Which lines hold the word "inline"? Copy each one.

• _AVAILABLE DATA_:
========================================
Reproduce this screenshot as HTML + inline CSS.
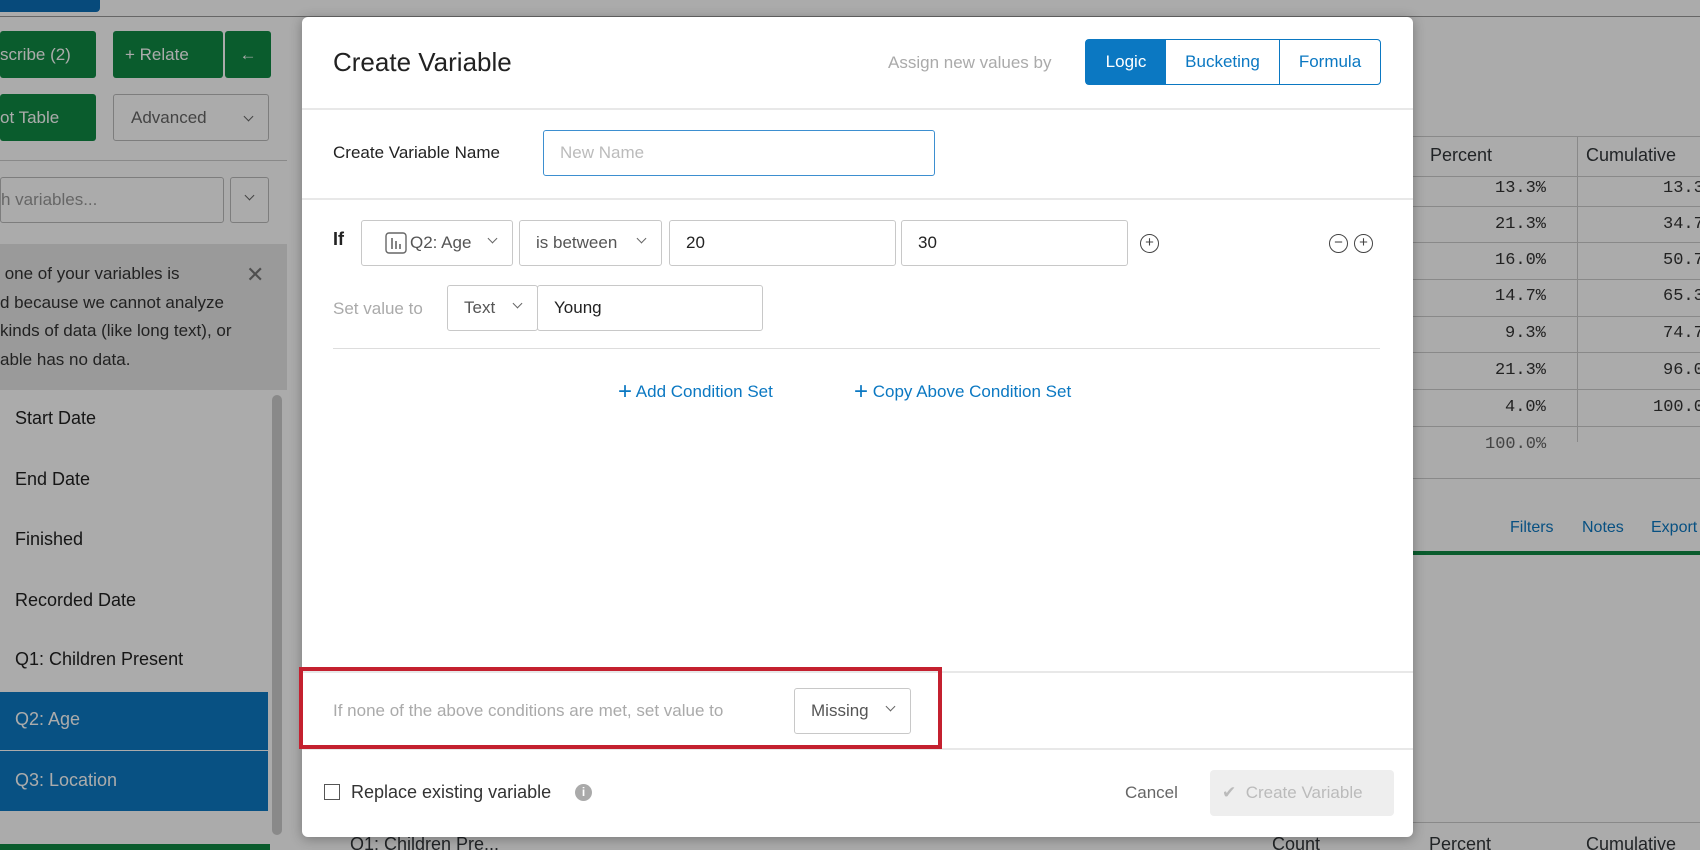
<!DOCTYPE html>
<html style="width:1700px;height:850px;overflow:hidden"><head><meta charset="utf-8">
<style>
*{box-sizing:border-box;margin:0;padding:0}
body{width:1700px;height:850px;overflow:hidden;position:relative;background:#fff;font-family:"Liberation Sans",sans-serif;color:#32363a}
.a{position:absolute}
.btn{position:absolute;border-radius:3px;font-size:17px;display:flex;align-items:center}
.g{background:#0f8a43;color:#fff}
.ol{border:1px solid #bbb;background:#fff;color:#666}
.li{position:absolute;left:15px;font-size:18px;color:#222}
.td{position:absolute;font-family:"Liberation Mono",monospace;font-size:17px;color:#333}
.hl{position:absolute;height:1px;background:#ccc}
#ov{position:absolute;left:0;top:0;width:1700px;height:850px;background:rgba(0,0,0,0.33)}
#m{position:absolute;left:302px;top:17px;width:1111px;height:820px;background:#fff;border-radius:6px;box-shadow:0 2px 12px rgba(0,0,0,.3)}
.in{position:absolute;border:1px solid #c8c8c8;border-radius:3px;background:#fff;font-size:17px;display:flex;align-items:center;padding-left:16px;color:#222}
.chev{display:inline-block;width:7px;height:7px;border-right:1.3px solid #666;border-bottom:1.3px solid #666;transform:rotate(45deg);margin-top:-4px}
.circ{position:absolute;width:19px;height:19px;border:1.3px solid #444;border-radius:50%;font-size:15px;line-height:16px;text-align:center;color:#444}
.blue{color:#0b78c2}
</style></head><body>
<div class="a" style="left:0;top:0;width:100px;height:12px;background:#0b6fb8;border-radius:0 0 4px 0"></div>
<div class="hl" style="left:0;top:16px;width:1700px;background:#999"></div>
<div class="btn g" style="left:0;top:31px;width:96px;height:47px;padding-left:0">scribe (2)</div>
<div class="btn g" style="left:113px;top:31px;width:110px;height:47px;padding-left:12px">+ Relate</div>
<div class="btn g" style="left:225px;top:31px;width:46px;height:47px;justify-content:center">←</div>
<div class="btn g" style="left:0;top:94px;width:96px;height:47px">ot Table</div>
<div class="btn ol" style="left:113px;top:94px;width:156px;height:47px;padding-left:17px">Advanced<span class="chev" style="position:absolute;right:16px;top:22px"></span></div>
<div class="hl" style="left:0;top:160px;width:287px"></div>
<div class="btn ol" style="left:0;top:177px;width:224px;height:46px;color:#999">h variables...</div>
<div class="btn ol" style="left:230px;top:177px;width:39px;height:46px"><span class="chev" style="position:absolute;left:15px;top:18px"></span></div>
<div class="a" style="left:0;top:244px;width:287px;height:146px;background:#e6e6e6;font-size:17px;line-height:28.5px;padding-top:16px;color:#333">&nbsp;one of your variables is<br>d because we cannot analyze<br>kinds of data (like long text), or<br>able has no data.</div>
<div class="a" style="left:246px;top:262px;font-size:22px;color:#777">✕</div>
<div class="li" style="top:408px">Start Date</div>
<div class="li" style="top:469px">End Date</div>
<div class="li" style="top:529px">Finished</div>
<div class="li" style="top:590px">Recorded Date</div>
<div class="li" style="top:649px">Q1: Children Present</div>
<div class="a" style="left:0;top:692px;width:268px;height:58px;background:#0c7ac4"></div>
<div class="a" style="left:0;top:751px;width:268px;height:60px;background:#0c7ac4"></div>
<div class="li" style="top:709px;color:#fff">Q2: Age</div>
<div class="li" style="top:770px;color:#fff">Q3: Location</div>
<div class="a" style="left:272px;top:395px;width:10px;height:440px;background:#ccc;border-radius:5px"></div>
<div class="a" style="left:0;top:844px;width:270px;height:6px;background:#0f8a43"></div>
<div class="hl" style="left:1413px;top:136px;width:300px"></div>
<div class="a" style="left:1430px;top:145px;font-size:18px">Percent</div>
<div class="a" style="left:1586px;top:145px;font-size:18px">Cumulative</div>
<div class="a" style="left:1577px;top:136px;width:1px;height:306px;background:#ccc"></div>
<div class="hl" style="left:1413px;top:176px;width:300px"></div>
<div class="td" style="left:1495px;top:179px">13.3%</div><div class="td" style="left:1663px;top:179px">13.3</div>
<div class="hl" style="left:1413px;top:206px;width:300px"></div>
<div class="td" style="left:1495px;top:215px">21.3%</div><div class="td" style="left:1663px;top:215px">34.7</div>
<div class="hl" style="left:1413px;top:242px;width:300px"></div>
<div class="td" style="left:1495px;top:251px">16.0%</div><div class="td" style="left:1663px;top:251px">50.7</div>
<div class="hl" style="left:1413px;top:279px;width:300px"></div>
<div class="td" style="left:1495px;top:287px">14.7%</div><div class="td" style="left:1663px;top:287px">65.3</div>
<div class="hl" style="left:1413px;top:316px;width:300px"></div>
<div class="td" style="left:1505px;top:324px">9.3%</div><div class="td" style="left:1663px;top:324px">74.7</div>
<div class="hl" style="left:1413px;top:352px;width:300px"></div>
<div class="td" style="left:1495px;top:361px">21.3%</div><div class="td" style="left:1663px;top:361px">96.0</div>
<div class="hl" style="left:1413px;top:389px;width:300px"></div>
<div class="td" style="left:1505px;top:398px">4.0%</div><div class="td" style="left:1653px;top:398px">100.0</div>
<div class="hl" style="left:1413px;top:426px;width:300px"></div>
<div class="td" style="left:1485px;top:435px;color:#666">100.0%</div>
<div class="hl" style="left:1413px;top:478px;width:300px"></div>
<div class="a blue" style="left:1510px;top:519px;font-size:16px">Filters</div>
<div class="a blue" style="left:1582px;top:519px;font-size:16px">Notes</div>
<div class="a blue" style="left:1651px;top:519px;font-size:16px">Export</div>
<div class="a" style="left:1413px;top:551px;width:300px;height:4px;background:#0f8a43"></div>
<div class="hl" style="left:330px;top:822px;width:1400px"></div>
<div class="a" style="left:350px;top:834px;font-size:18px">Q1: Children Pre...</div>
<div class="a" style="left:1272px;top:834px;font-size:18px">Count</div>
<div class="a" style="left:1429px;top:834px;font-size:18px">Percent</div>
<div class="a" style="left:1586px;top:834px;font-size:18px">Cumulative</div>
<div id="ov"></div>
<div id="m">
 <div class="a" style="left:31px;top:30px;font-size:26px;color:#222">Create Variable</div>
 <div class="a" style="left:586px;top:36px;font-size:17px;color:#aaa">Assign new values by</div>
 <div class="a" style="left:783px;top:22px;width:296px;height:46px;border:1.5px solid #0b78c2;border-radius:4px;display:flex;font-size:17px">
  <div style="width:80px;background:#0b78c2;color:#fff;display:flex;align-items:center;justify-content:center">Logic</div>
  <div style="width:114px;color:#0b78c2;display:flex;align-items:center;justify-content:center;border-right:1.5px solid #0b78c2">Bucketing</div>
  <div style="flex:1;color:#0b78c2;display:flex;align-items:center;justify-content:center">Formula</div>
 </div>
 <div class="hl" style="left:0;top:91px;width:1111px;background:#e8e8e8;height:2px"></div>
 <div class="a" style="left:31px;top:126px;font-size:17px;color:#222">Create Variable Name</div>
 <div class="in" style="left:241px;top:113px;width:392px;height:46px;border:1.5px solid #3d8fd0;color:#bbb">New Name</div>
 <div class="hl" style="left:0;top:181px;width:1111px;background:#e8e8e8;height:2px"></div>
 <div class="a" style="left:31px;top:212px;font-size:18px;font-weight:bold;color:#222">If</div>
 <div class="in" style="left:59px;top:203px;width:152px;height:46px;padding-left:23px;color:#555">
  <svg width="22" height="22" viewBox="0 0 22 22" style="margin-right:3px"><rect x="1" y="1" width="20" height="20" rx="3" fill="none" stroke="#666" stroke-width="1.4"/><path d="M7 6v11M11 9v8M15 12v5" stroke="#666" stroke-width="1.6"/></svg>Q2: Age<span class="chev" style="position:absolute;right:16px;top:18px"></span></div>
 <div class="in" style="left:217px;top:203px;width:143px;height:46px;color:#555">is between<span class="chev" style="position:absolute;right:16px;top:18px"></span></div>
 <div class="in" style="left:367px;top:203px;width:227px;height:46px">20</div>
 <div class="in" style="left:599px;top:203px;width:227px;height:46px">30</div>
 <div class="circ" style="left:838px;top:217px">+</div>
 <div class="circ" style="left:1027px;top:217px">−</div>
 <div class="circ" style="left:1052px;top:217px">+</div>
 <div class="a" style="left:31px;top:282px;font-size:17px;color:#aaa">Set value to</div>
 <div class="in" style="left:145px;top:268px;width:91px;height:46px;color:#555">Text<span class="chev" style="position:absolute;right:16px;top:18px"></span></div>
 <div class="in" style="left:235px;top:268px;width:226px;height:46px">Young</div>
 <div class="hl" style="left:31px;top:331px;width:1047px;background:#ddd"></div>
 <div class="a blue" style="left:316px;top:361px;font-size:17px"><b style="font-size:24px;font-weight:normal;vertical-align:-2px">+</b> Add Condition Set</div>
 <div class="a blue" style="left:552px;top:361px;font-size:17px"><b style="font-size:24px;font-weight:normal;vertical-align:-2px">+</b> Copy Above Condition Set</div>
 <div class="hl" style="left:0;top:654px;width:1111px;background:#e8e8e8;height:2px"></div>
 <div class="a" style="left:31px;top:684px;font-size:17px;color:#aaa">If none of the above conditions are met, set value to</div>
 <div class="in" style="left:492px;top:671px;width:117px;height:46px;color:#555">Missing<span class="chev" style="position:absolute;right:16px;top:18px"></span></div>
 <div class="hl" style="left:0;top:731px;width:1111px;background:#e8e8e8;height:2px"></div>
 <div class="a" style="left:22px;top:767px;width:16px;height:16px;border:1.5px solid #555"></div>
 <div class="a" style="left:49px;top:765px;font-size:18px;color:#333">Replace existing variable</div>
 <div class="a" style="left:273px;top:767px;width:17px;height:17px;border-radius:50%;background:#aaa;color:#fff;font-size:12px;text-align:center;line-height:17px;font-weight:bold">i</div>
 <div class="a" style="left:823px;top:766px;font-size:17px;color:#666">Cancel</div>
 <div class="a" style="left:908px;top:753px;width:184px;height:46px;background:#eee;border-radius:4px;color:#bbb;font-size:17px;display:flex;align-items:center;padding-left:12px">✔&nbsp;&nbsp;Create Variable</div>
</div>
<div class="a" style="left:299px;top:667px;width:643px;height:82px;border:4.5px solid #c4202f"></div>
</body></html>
========================================
• _EXPECTED OUTPUT_:
Reproduce this screenshot as HTML + inline CSS.
.chev{display:inline-block;width:7px;height:7px;border-right:1.3px solid #666;border-bottom:1.3px solid #666;transform:rotate(45deg);margin-top:-4px}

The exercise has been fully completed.